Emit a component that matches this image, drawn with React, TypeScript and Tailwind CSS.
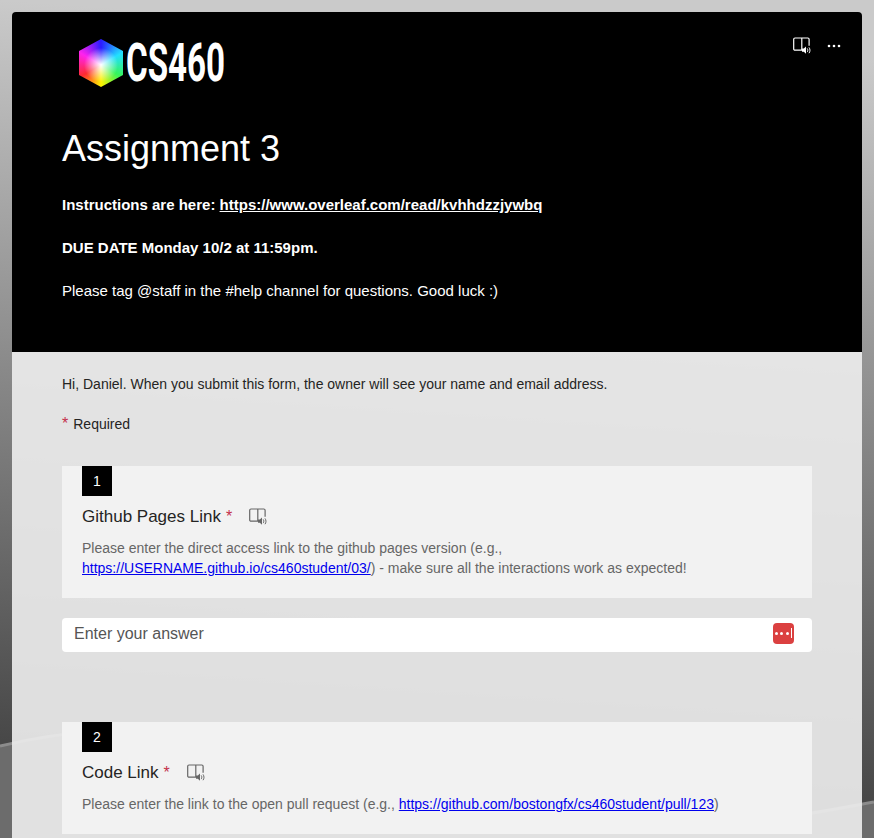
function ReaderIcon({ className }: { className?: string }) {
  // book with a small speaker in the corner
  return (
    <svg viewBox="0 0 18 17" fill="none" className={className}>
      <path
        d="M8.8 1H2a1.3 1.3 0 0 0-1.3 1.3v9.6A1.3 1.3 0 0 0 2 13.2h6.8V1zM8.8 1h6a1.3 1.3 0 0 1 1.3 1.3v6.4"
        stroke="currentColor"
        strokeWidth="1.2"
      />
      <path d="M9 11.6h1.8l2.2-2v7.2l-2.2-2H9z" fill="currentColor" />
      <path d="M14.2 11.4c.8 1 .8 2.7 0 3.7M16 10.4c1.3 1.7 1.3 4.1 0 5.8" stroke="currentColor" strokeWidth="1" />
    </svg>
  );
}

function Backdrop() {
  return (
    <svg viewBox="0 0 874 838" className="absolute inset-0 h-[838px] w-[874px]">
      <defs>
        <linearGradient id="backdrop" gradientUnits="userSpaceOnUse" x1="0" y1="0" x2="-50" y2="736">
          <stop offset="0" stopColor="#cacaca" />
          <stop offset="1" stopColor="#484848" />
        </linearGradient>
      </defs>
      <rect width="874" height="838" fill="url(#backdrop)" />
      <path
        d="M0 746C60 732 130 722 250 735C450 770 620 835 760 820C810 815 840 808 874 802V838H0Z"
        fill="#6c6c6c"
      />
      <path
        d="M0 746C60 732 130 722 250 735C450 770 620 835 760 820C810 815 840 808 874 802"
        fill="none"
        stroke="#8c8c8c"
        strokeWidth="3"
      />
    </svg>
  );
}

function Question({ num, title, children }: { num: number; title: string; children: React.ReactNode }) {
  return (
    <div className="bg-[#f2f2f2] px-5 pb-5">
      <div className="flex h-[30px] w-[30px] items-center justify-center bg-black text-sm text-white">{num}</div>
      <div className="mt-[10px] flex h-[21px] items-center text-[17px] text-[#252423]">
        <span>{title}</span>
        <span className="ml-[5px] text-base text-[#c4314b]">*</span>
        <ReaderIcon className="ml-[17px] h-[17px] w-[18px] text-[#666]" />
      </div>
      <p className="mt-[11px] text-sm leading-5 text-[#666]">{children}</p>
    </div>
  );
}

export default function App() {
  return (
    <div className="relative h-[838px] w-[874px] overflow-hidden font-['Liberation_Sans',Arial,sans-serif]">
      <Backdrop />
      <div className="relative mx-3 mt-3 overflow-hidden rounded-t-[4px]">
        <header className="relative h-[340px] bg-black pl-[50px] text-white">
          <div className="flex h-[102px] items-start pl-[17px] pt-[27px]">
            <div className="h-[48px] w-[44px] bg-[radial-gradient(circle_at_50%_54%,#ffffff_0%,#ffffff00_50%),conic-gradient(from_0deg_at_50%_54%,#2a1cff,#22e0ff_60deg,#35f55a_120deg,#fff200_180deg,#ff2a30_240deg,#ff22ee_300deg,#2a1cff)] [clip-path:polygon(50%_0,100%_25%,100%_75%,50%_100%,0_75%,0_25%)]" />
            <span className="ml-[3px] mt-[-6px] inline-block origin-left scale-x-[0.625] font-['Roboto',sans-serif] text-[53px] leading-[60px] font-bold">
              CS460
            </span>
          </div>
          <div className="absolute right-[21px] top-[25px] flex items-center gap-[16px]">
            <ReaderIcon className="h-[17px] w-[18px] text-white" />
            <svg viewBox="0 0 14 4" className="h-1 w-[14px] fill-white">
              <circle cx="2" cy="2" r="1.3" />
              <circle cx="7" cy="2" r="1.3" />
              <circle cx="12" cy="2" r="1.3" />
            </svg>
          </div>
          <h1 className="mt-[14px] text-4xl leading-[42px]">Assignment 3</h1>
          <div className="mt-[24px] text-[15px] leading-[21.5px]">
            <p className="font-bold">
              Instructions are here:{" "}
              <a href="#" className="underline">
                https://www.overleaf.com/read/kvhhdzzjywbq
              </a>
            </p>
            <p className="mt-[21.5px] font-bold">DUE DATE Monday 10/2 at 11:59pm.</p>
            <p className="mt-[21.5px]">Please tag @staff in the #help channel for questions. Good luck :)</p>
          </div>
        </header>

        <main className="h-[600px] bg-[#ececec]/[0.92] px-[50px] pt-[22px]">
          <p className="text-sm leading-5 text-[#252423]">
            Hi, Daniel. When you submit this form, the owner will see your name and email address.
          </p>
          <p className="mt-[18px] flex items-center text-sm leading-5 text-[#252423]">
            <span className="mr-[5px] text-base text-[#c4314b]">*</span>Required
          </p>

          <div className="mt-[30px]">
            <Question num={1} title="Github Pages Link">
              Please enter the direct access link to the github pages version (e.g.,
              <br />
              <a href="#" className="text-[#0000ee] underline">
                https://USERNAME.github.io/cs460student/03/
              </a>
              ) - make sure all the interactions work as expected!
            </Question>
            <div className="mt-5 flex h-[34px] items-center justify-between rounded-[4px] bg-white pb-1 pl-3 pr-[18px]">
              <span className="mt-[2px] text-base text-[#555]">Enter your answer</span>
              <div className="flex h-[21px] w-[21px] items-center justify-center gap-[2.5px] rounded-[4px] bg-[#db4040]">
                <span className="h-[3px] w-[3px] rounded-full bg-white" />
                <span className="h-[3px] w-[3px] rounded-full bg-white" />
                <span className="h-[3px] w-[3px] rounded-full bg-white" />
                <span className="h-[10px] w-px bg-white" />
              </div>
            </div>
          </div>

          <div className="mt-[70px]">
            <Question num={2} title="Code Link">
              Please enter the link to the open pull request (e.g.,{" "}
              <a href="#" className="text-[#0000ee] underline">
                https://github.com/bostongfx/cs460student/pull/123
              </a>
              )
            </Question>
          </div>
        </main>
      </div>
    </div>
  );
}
= = = = =
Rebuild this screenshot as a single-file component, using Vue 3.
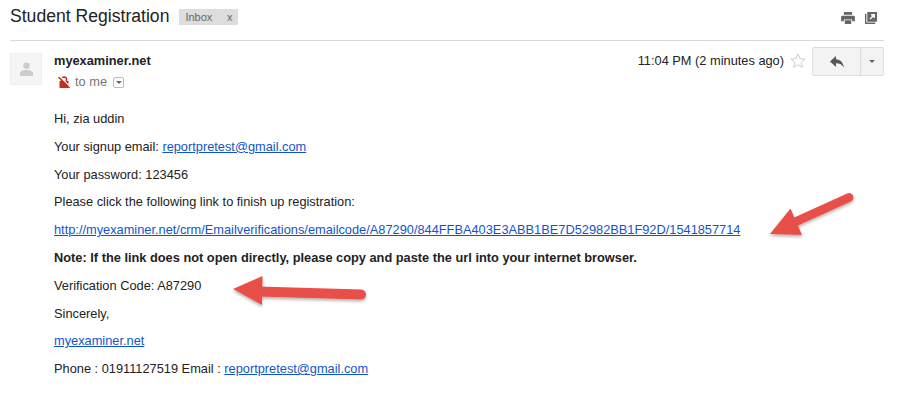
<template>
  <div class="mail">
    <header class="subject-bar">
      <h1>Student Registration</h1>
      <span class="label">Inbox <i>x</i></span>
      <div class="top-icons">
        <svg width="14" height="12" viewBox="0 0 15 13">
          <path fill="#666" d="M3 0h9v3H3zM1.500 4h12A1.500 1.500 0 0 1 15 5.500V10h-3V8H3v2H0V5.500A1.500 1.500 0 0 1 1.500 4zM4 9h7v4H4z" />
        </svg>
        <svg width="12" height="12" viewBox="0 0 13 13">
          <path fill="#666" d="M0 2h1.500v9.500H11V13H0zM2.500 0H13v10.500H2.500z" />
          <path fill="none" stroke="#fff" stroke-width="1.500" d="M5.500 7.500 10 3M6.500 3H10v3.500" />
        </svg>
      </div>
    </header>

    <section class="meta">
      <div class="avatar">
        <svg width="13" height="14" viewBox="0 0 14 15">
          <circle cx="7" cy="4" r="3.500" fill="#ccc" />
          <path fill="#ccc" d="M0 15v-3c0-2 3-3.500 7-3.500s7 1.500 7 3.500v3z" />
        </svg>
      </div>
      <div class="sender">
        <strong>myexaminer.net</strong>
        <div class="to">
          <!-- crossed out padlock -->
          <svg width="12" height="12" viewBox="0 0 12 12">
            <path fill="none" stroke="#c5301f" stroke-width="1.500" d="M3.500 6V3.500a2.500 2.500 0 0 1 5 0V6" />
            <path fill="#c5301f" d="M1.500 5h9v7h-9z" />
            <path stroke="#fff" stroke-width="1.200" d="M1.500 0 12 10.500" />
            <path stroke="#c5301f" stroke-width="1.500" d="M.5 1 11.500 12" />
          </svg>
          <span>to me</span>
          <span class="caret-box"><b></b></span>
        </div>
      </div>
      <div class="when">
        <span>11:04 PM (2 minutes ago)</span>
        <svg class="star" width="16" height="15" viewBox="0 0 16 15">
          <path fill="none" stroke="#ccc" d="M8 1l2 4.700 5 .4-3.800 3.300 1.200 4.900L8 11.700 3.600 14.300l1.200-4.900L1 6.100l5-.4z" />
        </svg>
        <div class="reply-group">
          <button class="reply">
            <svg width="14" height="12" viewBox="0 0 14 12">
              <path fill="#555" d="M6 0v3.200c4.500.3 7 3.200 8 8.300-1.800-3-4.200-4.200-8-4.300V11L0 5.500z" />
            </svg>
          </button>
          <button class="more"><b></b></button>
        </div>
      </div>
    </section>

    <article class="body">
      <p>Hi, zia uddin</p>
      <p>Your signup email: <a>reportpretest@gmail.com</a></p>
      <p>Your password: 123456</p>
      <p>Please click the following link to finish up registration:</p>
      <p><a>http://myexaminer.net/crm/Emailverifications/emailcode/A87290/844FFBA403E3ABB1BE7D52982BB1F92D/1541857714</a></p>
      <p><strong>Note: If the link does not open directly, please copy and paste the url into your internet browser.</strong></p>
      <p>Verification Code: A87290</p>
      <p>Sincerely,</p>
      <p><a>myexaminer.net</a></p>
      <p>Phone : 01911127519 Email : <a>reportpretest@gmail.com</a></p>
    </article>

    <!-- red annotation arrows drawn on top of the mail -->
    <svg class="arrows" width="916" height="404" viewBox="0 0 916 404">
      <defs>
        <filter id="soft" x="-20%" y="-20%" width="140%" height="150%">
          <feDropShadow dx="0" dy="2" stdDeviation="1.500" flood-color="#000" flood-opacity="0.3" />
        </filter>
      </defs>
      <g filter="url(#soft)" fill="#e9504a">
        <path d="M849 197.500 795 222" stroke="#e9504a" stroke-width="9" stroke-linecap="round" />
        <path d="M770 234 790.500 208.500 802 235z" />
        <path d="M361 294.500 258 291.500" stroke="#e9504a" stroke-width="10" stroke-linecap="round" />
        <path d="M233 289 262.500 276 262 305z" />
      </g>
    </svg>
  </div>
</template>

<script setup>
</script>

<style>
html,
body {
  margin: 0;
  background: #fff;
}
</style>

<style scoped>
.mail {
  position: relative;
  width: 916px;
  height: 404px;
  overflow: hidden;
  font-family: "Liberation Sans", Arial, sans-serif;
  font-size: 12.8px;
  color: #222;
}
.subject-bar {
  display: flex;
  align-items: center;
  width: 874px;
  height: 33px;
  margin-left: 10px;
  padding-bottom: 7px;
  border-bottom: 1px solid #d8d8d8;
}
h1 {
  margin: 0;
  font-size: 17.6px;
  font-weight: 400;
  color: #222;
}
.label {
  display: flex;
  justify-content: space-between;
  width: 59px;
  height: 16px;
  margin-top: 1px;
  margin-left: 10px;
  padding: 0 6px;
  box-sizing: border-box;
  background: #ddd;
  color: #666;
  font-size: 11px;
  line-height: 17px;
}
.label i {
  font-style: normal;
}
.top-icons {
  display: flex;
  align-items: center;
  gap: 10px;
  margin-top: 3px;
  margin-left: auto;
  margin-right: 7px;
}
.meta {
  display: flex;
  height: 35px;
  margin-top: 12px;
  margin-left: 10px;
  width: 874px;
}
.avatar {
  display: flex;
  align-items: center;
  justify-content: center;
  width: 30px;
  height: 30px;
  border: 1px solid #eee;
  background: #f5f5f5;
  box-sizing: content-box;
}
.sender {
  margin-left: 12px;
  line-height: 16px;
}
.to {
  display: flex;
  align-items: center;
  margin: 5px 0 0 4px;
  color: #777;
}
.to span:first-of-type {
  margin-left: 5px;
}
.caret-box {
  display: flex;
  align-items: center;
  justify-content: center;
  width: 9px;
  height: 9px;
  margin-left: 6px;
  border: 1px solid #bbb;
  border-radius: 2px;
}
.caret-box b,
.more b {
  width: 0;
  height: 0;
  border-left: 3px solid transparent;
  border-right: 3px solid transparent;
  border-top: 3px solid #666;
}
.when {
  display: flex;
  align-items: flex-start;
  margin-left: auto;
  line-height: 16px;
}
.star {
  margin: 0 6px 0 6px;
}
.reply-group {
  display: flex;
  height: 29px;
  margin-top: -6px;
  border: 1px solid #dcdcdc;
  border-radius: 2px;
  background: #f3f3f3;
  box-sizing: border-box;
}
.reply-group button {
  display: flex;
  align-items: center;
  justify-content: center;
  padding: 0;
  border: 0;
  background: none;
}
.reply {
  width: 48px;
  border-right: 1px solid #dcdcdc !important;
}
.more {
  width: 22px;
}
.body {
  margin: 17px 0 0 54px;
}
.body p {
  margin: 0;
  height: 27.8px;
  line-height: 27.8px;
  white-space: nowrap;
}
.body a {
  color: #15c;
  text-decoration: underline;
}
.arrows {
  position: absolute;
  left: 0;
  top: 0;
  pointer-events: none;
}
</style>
= = = = =
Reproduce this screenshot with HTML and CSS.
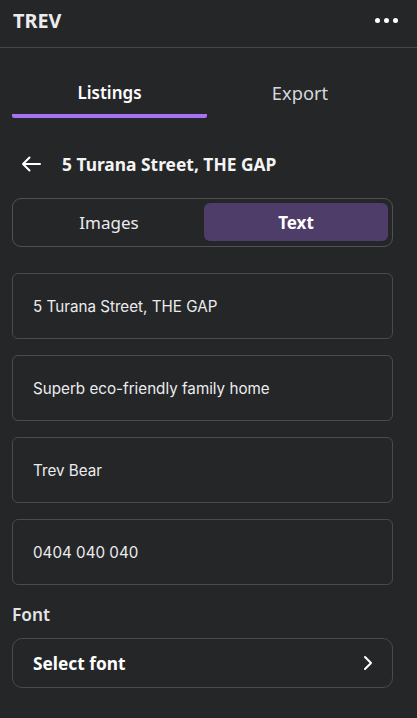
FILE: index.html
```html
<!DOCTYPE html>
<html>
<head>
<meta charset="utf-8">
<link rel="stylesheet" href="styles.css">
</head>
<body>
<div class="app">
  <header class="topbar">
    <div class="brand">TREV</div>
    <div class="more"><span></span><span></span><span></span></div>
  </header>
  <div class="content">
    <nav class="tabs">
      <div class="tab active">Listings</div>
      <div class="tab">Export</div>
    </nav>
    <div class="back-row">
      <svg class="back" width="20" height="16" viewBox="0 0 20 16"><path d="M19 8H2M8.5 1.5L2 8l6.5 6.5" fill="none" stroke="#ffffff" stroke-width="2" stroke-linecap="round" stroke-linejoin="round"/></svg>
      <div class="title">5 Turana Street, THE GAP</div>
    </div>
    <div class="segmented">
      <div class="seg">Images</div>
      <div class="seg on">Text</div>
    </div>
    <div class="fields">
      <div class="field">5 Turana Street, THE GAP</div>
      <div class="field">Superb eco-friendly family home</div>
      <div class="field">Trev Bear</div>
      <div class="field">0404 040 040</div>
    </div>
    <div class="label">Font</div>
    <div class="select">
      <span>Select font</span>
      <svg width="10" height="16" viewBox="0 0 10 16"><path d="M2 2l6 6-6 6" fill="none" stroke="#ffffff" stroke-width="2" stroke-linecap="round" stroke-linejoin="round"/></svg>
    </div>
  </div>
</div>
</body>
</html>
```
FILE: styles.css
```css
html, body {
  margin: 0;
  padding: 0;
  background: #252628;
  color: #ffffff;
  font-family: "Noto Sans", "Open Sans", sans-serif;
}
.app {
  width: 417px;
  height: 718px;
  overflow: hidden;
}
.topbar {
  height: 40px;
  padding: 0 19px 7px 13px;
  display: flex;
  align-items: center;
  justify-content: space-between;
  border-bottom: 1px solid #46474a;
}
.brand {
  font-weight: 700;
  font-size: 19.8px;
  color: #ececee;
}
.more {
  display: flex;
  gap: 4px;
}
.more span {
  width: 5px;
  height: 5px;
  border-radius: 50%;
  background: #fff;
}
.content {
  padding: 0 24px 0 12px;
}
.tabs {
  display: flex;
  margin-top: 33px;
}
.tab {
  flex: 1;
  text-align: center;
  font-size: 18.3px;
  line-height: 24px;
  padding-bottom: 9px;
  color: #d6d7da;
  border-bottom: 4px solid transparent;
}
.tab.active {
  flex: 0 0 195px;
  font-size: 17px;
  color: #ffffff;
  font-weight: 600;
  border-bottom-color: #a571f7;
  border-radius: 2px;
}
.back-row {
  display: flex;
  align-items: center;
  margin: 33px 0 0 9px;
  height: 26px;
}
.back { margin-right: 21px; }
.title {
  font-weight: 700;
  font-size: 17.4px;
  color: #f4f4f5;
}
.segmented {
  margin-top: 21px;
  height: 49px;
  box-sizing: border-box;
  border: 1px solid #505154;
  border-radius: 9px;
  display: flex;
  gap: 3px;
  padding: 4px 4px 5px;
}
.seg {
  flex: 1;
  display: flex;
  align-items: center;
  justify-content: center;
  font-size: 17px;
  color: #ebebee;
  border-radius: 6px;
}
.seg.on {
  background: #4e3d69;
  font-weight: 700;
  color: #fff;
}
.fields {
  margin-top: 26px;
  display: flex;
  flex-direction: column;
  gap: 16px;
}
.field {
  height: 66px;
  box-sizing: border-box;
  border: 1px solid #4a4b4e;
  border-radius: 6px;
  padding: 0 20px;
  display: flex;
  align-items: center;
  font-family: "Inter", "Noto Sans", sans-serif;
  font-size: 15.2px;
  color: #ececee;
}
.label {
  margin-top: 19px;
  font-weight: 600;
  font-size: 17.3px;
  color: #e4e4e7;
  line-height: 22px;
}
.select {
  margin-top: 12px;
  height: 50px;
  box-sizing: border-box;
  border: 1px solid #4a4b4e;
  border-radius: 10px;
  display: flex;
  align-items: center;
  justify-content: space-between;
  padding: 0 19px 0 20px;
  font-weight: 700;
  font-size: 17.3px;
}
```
= = = = =
→ **WHAT TO DO**: Go through the material and select each line with the string "screenshot" in it.

→ **EXERCISE RESPONSE**:
Rebuild this screenshot as a single-file component, using Vue 3.
Reproduce this screenshot with HTML and CSS.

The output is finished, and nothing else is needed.